- **Directions**:
Pictures aside, quote the whole listing exactly.

====================

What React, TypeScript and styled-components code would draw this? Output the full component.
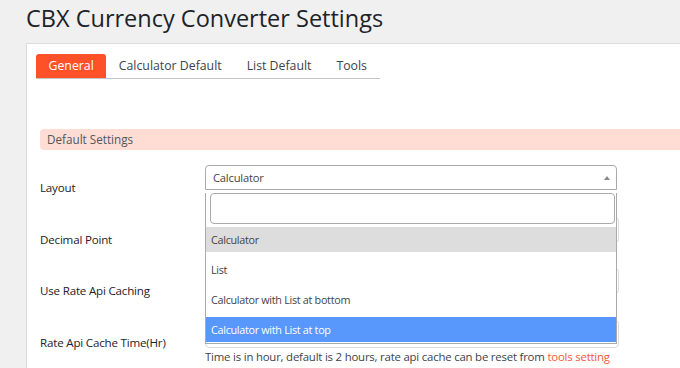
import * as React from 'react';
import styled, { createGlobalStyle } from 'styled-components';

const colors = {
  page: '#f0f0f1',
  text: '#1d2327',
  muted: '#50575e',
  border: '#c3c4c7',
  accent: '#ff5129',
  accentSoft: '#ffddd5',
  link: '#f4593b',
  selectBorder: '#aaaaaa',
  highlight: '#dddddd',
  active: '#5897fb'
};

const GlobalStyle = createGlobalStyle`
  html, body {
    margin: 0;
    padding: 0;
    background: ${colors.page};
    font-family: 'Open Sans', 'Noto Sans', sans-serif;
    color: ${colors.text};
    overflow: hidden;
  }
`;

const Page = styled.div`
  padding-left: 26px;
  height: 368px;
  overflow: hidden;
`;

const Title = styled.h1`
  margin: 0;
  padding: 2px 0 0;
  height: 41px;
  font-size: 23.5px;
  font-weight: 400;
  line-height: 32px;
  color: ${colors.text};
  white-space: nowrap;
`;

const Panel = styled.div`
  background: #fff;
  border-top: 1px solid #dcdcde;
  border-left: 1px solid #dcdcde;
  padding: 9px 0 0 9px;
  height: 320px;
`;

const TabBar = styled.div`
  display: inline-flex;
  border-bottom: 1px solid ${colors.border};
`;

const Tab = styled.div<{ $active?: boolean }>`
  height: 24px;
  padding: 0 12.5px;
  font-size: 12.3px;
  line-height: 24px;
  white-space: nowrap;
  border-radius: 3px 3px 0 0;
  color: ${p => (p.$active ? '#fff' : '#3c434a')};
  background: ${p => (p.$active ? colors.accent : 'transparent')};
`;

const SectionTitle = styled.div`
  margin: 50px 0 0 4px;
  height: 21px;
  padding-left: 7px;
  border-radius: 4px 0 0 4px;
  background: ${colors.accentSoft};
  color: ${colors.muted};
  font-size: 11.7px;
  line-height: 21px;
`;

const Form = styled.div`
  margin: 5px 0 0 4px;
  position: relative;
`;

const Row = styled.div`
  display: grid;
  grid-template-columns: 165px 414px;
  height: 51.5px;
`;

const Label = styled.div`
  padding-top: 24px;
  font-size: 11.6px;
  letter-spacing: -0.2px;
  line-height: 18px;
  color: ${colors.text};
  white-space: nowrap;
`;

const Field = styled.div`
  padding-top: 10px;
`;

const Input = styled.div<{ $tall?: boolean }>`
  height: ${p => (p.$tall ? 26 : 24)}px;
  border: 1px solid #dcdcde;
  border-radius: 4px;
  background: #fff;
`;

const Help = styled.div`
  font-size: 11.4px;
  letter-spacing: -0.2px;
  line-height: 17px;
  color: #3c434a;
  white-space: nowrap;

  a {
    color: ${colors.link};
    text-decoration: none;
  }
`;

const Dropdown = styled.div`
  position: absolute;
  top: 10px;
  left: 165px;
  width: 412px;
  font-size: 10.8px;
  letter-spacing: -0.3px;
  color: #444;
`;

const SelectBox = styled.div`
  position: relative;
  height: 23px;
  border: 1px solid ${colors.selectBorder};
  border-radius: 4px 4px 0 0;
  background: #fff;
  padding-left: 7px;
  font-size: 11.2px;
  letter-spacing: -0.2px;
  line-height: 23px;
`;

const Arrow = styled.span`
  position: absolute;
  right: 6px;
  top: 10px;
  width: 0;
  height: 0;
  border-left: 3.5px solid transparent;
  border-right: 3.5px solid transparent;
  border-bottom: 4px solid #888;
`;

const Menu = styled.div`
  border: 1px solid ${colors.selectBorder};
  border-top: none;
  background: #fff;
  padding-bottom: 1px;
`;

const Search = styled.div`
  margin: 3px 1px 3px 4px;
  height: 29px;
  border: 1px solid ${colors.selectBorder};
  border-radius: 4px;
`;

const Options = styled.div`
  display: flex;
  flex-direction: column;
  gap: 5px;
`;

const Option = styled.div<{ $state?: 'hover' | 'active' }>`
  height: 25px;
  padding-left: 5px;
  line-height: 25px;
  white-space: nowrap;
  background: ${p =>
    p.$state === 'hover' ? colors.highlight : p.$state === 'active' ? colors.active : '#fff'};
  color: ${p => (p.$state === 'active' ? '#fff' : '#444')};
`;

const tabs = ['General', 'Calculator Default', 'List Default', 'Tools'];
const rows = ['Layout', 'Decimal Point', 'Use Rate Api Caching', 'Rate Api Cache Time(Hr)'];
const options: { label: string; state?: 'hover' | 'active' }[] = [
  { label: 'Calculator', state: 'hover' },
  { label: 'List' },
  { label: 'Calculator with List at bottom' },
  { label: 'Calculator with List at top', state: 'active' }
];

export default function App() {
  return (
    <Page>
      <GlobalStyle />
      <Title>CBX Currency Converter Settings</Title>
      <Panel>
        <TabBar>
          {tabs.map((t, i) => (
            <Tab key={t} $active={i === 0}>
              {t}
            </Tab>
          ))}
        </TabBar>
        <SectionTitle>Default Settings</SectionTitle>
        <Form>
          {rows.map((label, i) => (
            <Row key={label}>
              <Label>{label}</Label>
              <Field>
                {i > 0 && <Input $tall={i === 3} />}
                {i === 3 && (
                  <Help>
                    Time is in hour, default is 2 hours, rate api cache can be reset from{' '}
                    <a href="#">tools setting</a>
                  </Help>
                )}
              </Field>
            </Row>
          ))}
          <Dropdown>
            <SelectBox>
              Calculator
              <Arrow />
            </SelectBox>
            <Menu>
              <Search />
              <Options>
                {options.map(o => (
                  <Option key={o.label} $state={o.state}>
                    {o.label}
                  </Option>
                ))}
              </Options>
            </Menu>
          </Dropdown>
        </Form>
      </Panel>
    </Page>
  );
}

====================

- **Expected answer**:
What React, TypeScript and styled-components code would draw this? Output the full component.
import * as React from 'react';
import styled, { createGlobalStyle } from 'styled-components';

const colors = {
  page: '#f0f0f1',
  text: '#1d2327',
  muted: '#50575e',
  border: '#c3c4c7',
  accent: '#ff5129',
  accentSoft: '#ffddd5',
  link: '#f4593b',
  selectBorder: '#aaaaaa',
  highlight: '#dddddd',
  active: '#5897fb'
};

const GlobalStyle = createGlobalStyle`
  html, body {
    margin: 0;
    padding: 0;
    background: ${colors.page};
    font-family: 'Open Sans', 'Noto Sans', sans-serif;
    color: ${colors.text};
    overflow: hidden;
  }
`;

const Page = styled.div`
  padding-left: 26px;
  height: 368px;
  overflow: hidden;
`;

const Title = styled.h1`
  margin: 0;
  padding: 2px 0 0;
  height: 41px;
  font-size: 23.5px;
  font-weight: 400;
  line-height: 32px;
  color: ${colors.text};
  white-space: nowrap;
`;

const Panel = styled.div`
  background: #fff;
  border-top: 1px solid #dcdcde;
  border-left: 1px solid #dcdcde;
  padding: 9px 0 0 9px;
  height: 320px;
`;

const TabBar = styled.div`
  display: inline-flex;
  border-bottom: 1px solid ${colors.border};
`;

const Tab = styled.div<{ $active?: boolean }>`
  height: 24px;
  padding: 0 12.5px;
  font-size: 12.3px;
  line-height: 24px;
  white-space: nowrap;
  border-radius: 3px 3px 0 0;
  color: ${p => (p.$active ? '#fff' : '#3c434a')};
  background: ${p => (p.$active ? colors.accent : 'transparent')};
`;

const SectionTitle = styled.div`
  margin: 50px 0 0 4px;
  height: 21px;
  padding-left: 7px;
  border-radius: 4px 0 0 4px;
  background: ${colors.accentSoft};
  color: ${colors.muted};
  font-size: 11.7px;
  line-height: 21px;
`;

const Form = styled.div`
  margin: 5px 0 0 4px;
  position: relative;
`;

const Row = styled.div`
  display: grid;
  grid-template-columns: 165px 414px;
  height: 51.5px;
`;

const Label = styled.div`
  padding-top: 24px;
  font-size: 11.6px;
  letter-spacing: -0.2px;
  line-height: 18px;
  color: ${colors.text};
  white-space: nowrap;
`;

const Field = styled.div`
  padding-top: 10px;
`;

const Input = styled.div<{ $tall?: boolean }>`
  height: ${p => (p.$tall ? 26 : 24)}px;
  border: 1px solid #dcdcde;
  border-radius: 4px;
  background: #fff;
`;

const Help = styled.div`
  font-size: 11.4px;
  letter-spacing: -0.2px;
  line-height: 17px;
  color: #3c434a;
  white-space: nowrap;

  a {
    color: ${colors.link};
    text-decoration: none;
  }
`;

const Dropdown = styled.div`
  position: absolute;
  top: 10px;
  left: 165px;
  width: 412px;
  font-size: 10.8px;
  letter-spacing: -0.3px;
  color: #444;
`;

const SelectBox = styled.div`
  position: relative;
  height: 23px;
  border: 1px solid ${colors.selectBorder};
  border-radius: 4px 4px 0 0;
  background: #fff;
  padding-left: 7px;
  font-size: 11.2px;
  letter-spacing: -0.2px;
  line-height: 23px;
`;

const Arrow = styled.span`
  position: absolute;
  right: 6px;
  top: 10px;
  width: 0;
  height: 0;
  border-left: 3.5px solid transparent;
  border-right: 3.5px solid transparent;
  border-bottom: 4px solid #888;
`;

const Menu = styled.div`
  border: 1px solid ${colors.selectBorder};
  border-top: none;
  background: #fff;
  padding-bottom: 1px;
`;

const Search = styled.div`
  margin: 3px 1px 3px 4px;
  height: 29px;
  border: 1px solid ${colors.selectBorder};
  border-radius: 4px;
`;

const Options = styled.div`
  display: flex;
  flex-direction: column;
  gap: 5px;
`;

const Option = styled.div<{ $state?: 'hover' | 'active' }>`
  height: 25px;
  padding-left: 5px;
  line-height: 25px;
  white-space: nowrap;
  background: ${p =>
    p.$state === 'hover' ? colors.highlight : p.$state === 'active' ? colors.active : '#fff'};
  color: ${p => (p.$state === 'active' ? '#fff' : '#444')};
`;

const tabs = ['General', 'Calculator Default', 'List Default', 'Tools'];
const rows = ['Layout', 'Decimal Point', 'Use Rate Api Caching', 'Rate Api Cache Time(Hr)'];
const options: { label: string; state?: 'hover' | 'active' }[] = [
  { label: 'Calculator', state: 'hover' },
  { label: 'List' },
  { label: 'Calculator with List at bottom' },
  { label: 'Calculator with List at top', state: 'active' }
];

export default function App() {
  return (
    <Page>
      <GlobalStyle />
      <Title>CBX Currency Converter Settings</Title>
      <Panel>
        <TabBar>
          {tabs.map((t, i) => (
            <Tab key={t} $active={i === 0}>
              {t}
            </Tab>
          ))}
        </TabBar>
        <SectionTitle>Default Settings</SectionTitle>
        <Form>
          {rows.map((label, i) => (
            <Row key={label}>
              <Label>{label}</Label>
              <Field>
                {i > 0 && <Input $tall={i === 3} />}
                {i === 3 && (
                  <Help>
                    Time is in hour, default is 2 hours, rate api cache can be reset from{' '}
                    <a href="#">tools setting</a>
                  </Help>
                )}
              </Field>
            </Row>
          ))}
          <Dropdown>
            <SelectBox>
              Calculator
              <Arrow />
            </SelectBox>
            <Menu>
              <Search />
              <Options>
                {options.map(o => (
                  <Option key={o.label} $state={o.state}>
                    {o.label}
                  </Option>
                ))}
              </Options>
            </Menu>
          </Dropdown>
        </Form>
      </Panel>
    </Page>
  );
}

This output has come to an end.